The relation is shallow, owing to the decreasing concentration with halo mass. We estimate the dark matter contribution to the lensing mass from the halo mass–stellar mass relation²². We find \({M}_{200}=1.{0}_{-0.5}^{+2.6}\times 1{0}^{13}\) M_⊙, where M₂₀₀ is the mass within the radius where the overdensity is a factor of >200, with the relatively large uncertainty driven by the steepness of the relation in this regime. The corresponding projected dark matter mass within 6.6 kpc is \({M}_{{{{\rm{dm}}}}}=2.{6}_{-0.7}^{+1.6}\times 1{0}^{11}\) M_⊙ for a NFW halo.

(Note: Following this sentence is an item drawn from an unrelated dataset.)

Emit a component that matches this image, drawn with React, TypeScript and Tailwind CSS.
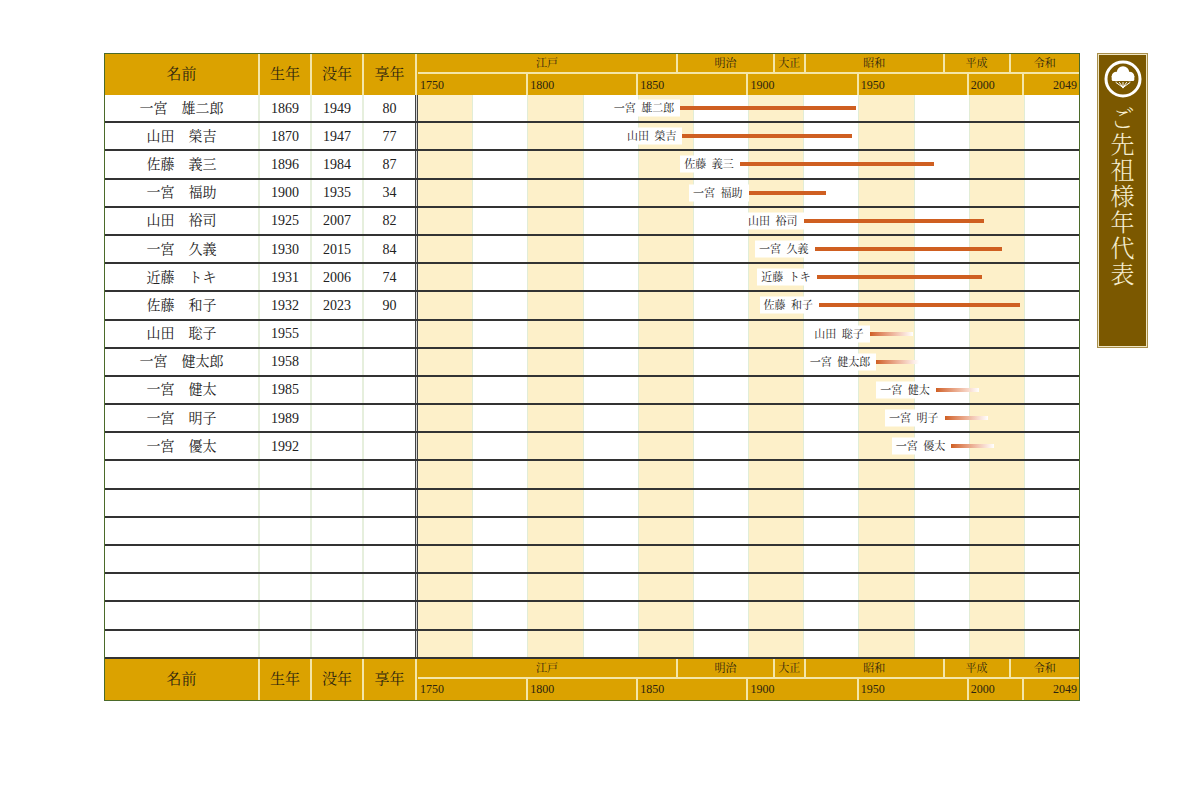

The solid horizontal line indicates the difference between the lensing mass and the stellar mass of JWST-ER1g for a Chabrier IMF. To explain the missing mass entirely with dark matter, the NFW halo mass would have to be ~7 × 10¹³ M_⊙. Halos of this mass at z = 2 are progenitors of clusters at z = 0. The number density of halos with M₂₀₀ > 7 × 10¹³ M_⊙ at z = 1.94 is 2 × 10⁻⁷ h⁻³ Mpc⁻³, corresponding to 1.4 in the redshift range 1.75 < z < 2.25 in the 0.35 deg² of the available COSMOS-Web area⁶⁸. Halos with slightly lower masses are of course more common, and still consistent with the lensing constraints. The lower 1σ bound on the lensing mass corresponds to a halo mass of M₂₀₀ > 3 × 10¹³ M_⊙ (Supplementary Fig. 5), and there are ~15 such halos in the COSMOS-Web area.

Environment of JWST-ER1

Gravitational lensing is sensitive to the weighted integral of all mass between the source and the observer, and we briefly consider whether nearby galaxies or structures along the line of sight could contribute to the mass. We also consider whether JWST-ER1g is the central galaxy of the progenitor of a cluster (see above). The immediate environment of JWST-ER1 is shown in Supplementary Fig. 6, as generated from the NIRCam F115W, F277W and F444W images. The region does not stand out in any way; the galaxy is either isolated or in a sparse group, but not in a massive cluster. Furthermore, there are no other bright galaxies projected along the line of sight. We infer that the contributions from other galaxies to the 6.7 × 10¹¹ M_⊙ mass within the Einstein radius are almost certainly negligible.